EXERCISE INSTRUCTIONS
Write out each line in which the string "React" is present.
## Start
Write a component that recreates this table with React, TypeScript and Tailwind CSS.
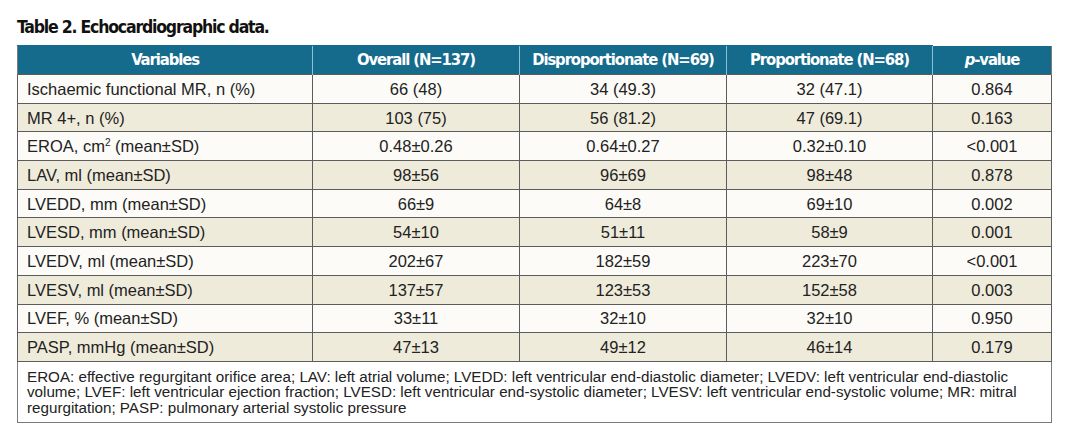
import React from "react";

const rows: [string, string, string, string, string][] = [
  ["Ischaemic functional MR, n (%)", "66 (48)", "34 (49.3)", "32 (47.1)", "0.864"],
  ["MR 4+, n (%)", "103 (75)", "56 (81.2)", "47 (69.1)", "0.163"],
  ["EROA, cm² (mean±SD)", "0.48±0.26", "0.64±0.27", "0.32±0.10", "<0.001"],
  ["LAV, ml (mean±SD)", "98±56", "96±69", "98±48", "0.878"],
  ["LVEDD, mm (mean±SD)", "66±9", "64±8", "69±10", "0.002"],
  ["LVESD, mm (mean±SD)", "54±10", "51±11", "58±9", "0.001"],
  ["LVEDV, ml (mean±SD)", "202±67", "182±59", "223±70", "<0.001"],
  ["LVESV, ml (mean±SD)", "137±57", "123±53", "152±58", "0.003"],
  ["LVEF, % (mean±SD)", "33±11", "32±10", "32±10", "0.950"],
  ["PASP, mmHg (mean±SD)", "47±13", "49±12", "46±14", "0.179"],
];

const condensed = { fontFamily: '"DejaVu Sans Condensed", "Liberation Sans Narrow", "Liberation Sans", sans-serif', fontStretch: "condensed" as const };

export default function App() {
  return (
    <div className="w-[1072px] h-[446px] bg-white pt-[16px] pl-[17px]" style={{ fontFamily: '"Liberation Sans", Arial, sans-serif' }}>
      <div className="text-[17.5px] font-bold leading-[22px] tracking-[-1.2px] text-[#111] mb-[7px]" style={condensed}>
        Table 2. Echocardiographic data.
      </div>
      <table className="border-collapse table-fixed w-[1034px] text-[#222]">
        <colgroup>
          <col className="w-[295px]" />
          <col className="w-[207px]" />
          <col className="w-[207px]" />
          <col className="w-[206px]" />
          <col className="w-[119px]" />
        </colgroup>
        <thead>
          <tr className="bg-[#156b8c] text-white h-[29px]">
            {["Variables", "Overall (N=137)", "Disproportionate (N=69)", "Proportionate (N=68)"].map((h, i) => (
              <th
                key={h}
                className={`text-[16.5px] font-bold leading-[20px] tracking-[-1.1px] text-center p-0 border-t border-t-[#156b8c] ${i === 0 ? "border-l border-l-[#7a7a7a]" : "border-l border-l-[#8cc0d6]"}`}
                style={condensed}
              >
                {h}
              </th>
            ))}
            <th className="text-[16.5px] font-bold leading-[20px] tracking-[-1.1px] text-center p-0 border-l border-l-[#8cc0d6] border-r border-r-[#7a7a7a]" style={condensed}>
              <span className="italic">p</span>-value
            </th>
          </tr>
        </thead>
        <tbody>
          {rows.map((r, idx) => (
            <tr key={r[0]} className={`h-[28.7px] ${idx % 2 === 0 ? "bg-[#fcfbf7]" : "bg-[#efebdb]"}`}>
              {r.map((c, i) => (
                <td
                  key={i}
                  className={`border border-[#5c5c5c] p-0 text-[16.5px] leading-[18px] ${i === 0 ? "text-left pl-[9px]" : "text-center"}`}
                >
                  {i === 0 && c.includes("cm²") ? (
                    <>EROA, cm<sup className="text-[10px] -top-[6px]">2</sup> (mean±SD)</>
                  ) : (
                    c
                  )}
                </td>
              ))}
            </tr>
          ))}
          <tr className="bg-white">
            <td colSpan={5} className="border border-[#7a7a7a] pl-[9px] pr-[10px] pt-[7px] pb-[7px] text-[15.2px] leading-[15.5px] text-[#222]">
              EROA: effective regurgitant orifice area; LAV: left atrial volume; LVEDD: left ventricular end-diastolic diameter; LVEDV: left ventricular end-diastolic volume; LVEF: left ventricular ejection fraction; LVESD: left ventricular end-systolic diameter; LVESV: left ventricular end-systolic volume; MR: mitral regurgitation; PASP: pulmonary arterial systolic pressure
            </td>
          </tr>
        </tbody>
      </table>
    </div>
  );
}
## End
REPLY TO THE TASK
Write a component that recreates this table with React, TypeScript and Tailwind CSS.
import React from "react";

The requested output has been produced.